Cenários no horizonte

Três resultados definem agora o caminho a seguir. O primeiro é uma crise administrada, na qual os EUA continuam sua campanha de pressão militar sem iniciar um conflito direto. Washington mantém sua presença naval ativa na região e a utiliza como moeda de troca em negociações globais mais amplas, especialmente com a Rússia e a China. Nesse cenário, o impasse permanece contido, mas a ameaça persiste.

A segunda é uma intervenção limitada que se transforma em caos. Isso pode assumir a forma de um ataque direcionado ou de um bloqueio naval, desencadeando uma resistência feroz das forças e milícias venezuelanas, gerando ondas de choque econômicas nos mercados globais de energia e desestabilizando os países vizinhos – principalmente a Colômbia.

O terceiro cenário é uma retirada calculada. Diante de altos riscos e retornos decrescentes, Washington poderia reduzir sua presença militar, mantendo sanções econômicas. Caracas, por sua vez, sobrevive por meio de suas alianças estrangeiras e mecanismos internos de resiliência, preservando um status quo tenso, porém estável.

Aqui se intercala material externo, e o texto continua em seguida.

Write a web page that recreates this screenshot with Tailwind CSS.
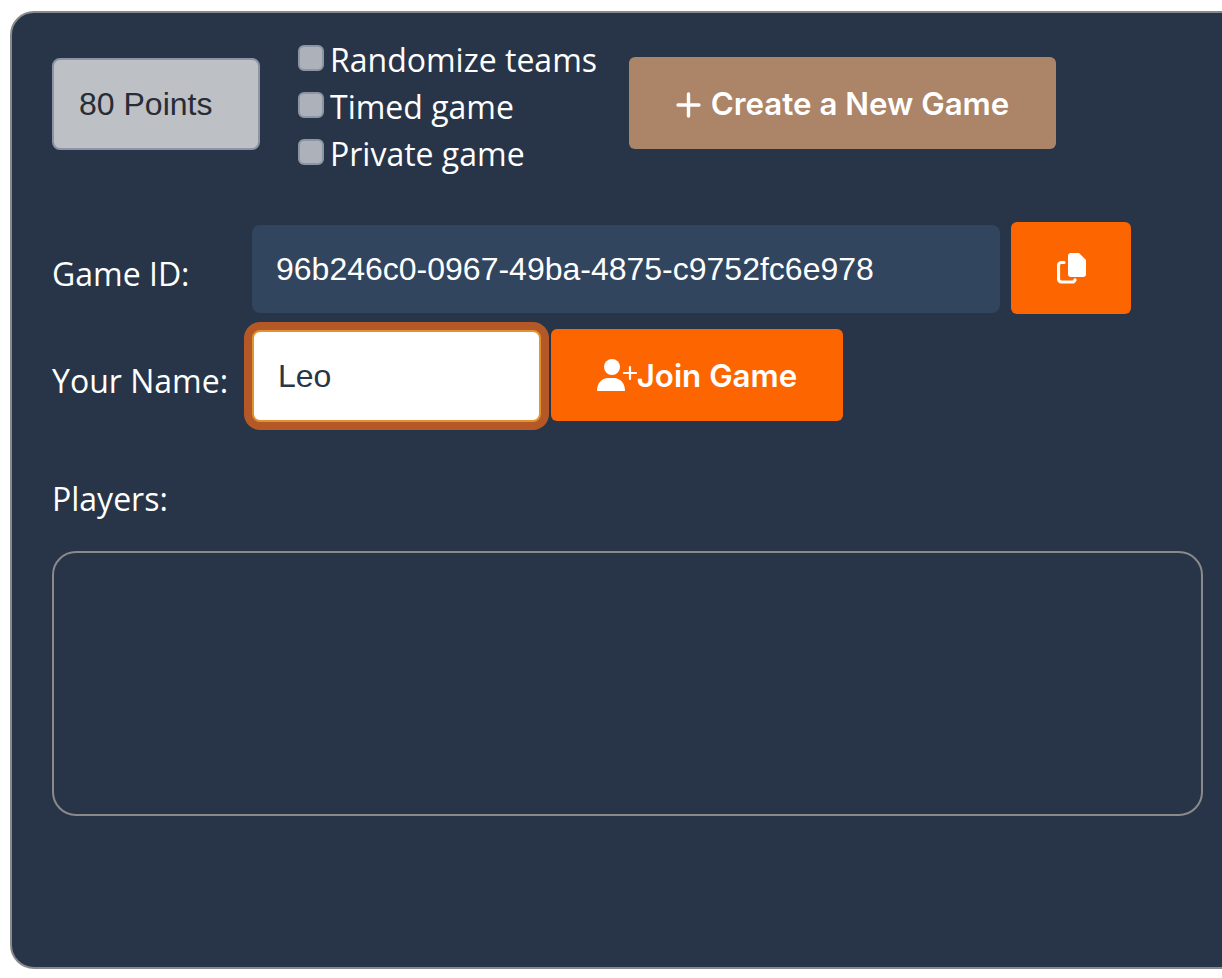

Torna-se evidente que a escalada de Washington, disfarçada na retórica do controle de narcóticos, é, em sua essência, uma campanha de pressão multifacetada com objetivos que vão muito além da interdição de drogas. O fraco pretexto das drogas, minado por dados de campo e análises de especialistas, serve apenas como cortina de fumaça política e jurídica para uma ofensiva geopolítica e econômica mais ampla.

Cada caminho acarreta custos elevados. Mas uma coisa é certa: não se trata de narcóticos, mas de império. E a Venezuela, há muito marcada pela desestabilização de Washington, tornou-se uma linha de frente fundamental na batalha global contra a dominação unipolar.

O resultado não apenas moldará o futuro da Venezuela; também marcará um ponto de virada no equilíbrio de poder no século XXI.